It’s a joke so old, I don’t remember the punch line. A guy stands up in a town hall meeting and shouts a number. People around him laugh. A second person calls out another number and again those present break into applause. The community is so accustomed to one another, they’ve reduced their communications to a shorthand. — which makes the joke weird and funny without the punch line.
Language often simplifies as it evolves. “Is not” becomes “isn’t.” The article “that” is disappearing as when, “The book that I read,” becomes “The book I read.” The examples are many and in an earlier blog, I talked about Moby Dick being written with emoji. (Blog 9/2/14)
A few millennials have joined my circle on Facebook of late. I’m being exposed to slang more advanced than IMHO or LOL. Seldom do I understand their abbreviations, but I will grant that, for those in the know, an alphabet string allows them to express the commonplace faster. What puzzles me is why they are in such a hurry. They probably won’t pause to answer, but youngsters should be warned. I’ll bring down a curse upon any who thinks, “2B or not 2B” is literature.
Like the young, the ultra-rich employ a secret slang to communicate with one another, says writer Ben Schott. (Noblesse Oblique,” by Ben Schott, Town & Country, 2/17/17 pg. 29.) Well, why not? They’re exclusive about everything else. Here are some examples which Schott may have risked his life to share. PLU means “people like us.” The opposite is NQOSD, “Not quite our sort, darling.” Never be guilty of MIF (milk in first) — pouring milk into your cup before your tea. Or HKLP, holding your fork like pen. NSIT (Not safe in taxis) is useful to any female of any social status, I should think.

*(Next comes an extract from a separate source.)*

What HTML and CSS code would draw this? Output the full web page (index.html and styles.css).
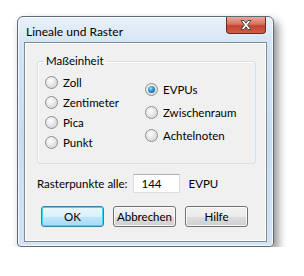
FILE: index.html
```html
<!DOCTYPE html>
<html>
  <head>
    <meta charset="utf-8">
    <link rel="stylesheet" href="styles.css">
  </head>
  <body>
    <div class="window">
      <div class="titlebar">
        <span class="title">Lineale und Raster</span>
        <div class="close">
          <svg width="16" height="12" viewBox="0 0 16 12">
            <path d="M3,1.5 L6,1.5 L8,4.2 L10,1.5 L13,1.5 L9.6,6 L13,10.5 L10,10.5 L8,7.8 L6,10.5 L3,10.5 L6.4,6 Z"
              style="fill:white;stroke:#4a4a4a;stroke-width:1px;stroke-linejoin:round;" />
          </svg>
        </div>
      </div>
      <div class="client">
        <fieldset class="group">
          <legend>Maßeinheit</legend>
          <div class="cols">
            <div class="col left">
              <label class="opt"><span class="radio"></span>Zoll</label>
              <label class="opt"><span class="radio"></span>Zentimeter</label>
              <label class="opt"><span class="radio"></span>Pica</label>
              <label class="opt"><span class="radio"></span>Punkt</label>
            </div>
            <div class="col right">
              <label class="opt"><span class="radio checked"></span>EVPUs</label>
              <label class="opt"><span class="radio"></span>Zwischenraum</label>
              <label class="opt"><span class="radio"></span>Achtelnoten</label>
            </div>
          </div>
        </fieldset>
        <div class="grid-row">
          <span class="label">Rasterpunkte alle:</span>
          <div class="input">144</div>
          <span class="unit">EVPU</span>
        </div>
        <div class="buttons">
          <div class="btn default">OK</div>
          <div class="btn">Abbrechen</div>
          <div class="btn">Hilfe</div>
        </div>
      </div>
    </div>
  </body>
</html>
```
FILE: styles.css
```css
body {
  margin: 0;
  background: white;
  font-family: Lato, "Open Sans", sans-serif;
  font-size: 11.5px;
  color: #000;
}

.window {
  margin: 16px 0 0 17px;
  width: 257px;
  height: 231px;
  box-sizing: border-box;
  border: 1px solid #5d6a78;
  border-radius: 6px 6px 4px 4px;
  background: linear-gradient(to bottom, #e9f1f9 0px, #d6e5f4 26px, #c9dcee 120px, #d4e4f3 231px);
  box-shadow: 4px 5px 10px rgba(0, 0, 0, 0.45), inset 0 0 0 1px rgba(255, 255, 255, 0.7);
  padding: 0 6px 4px 6px;
  display: flex;
  flex-direction: column;
}

.titlebar {
  height: 25px;
  display: flex;
  align-items: flex-start;
  justify-content: space-between;
}

.title {
  padding: 7px 0 0 2px;
  line-height: 16px;
  font-size: 12px;
}

.close {
  width: 40px;
  height: 17px;
  margin-right: 1px;
  box-sizing: border-box;
  border: 1px solid #6b2a22;
  border-top: none;
  border-radius: 0 0 4px 4px;
  background: linear-gradient(to bottom, #e8a89a 0%, #d7715f 45%, #c2432e 55%, #cf5e45 100%);
  display: flex;
  align-items: center;
  justify-content: center;
}

.client {
  flex: 1;
  background: #f0f0f0;
  border: 1px solid #7d8a98;
  box-shadow: inset 0 0 0 1px #ffffff;
  padding: 0 10px 0 12px;
  display: flex;
  flex-direction: column;
}

.group {
  margin: 11px 0 0 0;
  padding: 0 0 0 7px;
  height: 110px;
  box-sizing: border-box;
  border: 1px solid #d5dfe5;
  border-radius: 3px;
  box-shadow: inset 1px 1px 0 #ffffff;
}

.group legend {
  padding: 0 2px;
  margin-left: -1px;
  line-height: 14px;
}

.cols {
  display: flex;
}

.col {
  display: flex;
  flex-direction: column;
}

.col.left {
  width: 100px;
  padding-top: 7px;
  gap: 6px;
}

.col.right {
  padding-top: 14px;
  gap: 9px;
}

.opt {
  display: flex;
  align-items: center;
  gap: 4px;
  height: 14px;
}

.radio {
  width: 11px;
  height: 11px;
  border-radius: 50%;
  border: 1px solid #8f8f8f;
  background: radial-gradient(circle at 40% 35%, #ffffff 0%, #e4e4e4 50%, #cfcfcf 100%);
  display: flex;
  align-items: center;
  justify-content: center;
  margin-right: 1px;
}

.radio.checked::after {
  content: '';
  width: 7px;
  height: 7px;
  border-radius: 50%;
  background: radial-gradient(circle at 40% 35%, #9fe0ff 0%, #2a8fd0 45%, #0c4f8a 100%);
}

.grid-row {
  display: flex;
  align-items: center;
  margin-top: 9px;
  height: 20px;
}

.input {
  margin-left: 6px;
  width: 47px;
  height: 19px;
  box-sizing: border-box;
  background: white;
  border: 1px solid #d8dde2;
  border-top-color: #abadb3;
  padding: 1px 0 0 7px;
  line-height: 16px;
}

.unit {
  margin-left: 8px;
}

.buttons {
  display: flex;
  gap: 9px;
  margin-top: 13px;
  padding-left: 4px;
}

.btn {
  width: 63px;
  height: 21px;
  box-sizing: border-box;
  border: 1px solid #707070;
  border-radius: 3px;
  background: linear-gradient(to bottom, #f2f2f2 0%, #ebebeb 50%, #dddddd 51%, #cfcfcf 100%);
  box-shadow: inset 0 0 0 1px rgba(255, 255, 255, 0.8);
  text-align: center;
  line-height: 19px;
}

.btn.default {
  border-color: #3c7fb1;
  background: linear-gradient(to bottom, #eaf6fd 0%, #d9f0fc 50%, #bee6fd 51%, #a7d9f5 100%);
  box-shadow: inset 0 0 0 1px #48d0fa;
}
```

At 80, I hope I can be forgiven for wanting neither my life nor my language to speed up. I’ve enough trouble chasing upgrades on my computer. I see nothing wrong with taking time to stop and stare. Have we forgotten the art of doing nothing? Perhaps, some think that’s a lesson best reserved for the grave. If true, I’ve already raced ahead. My tombstone will read: WTF?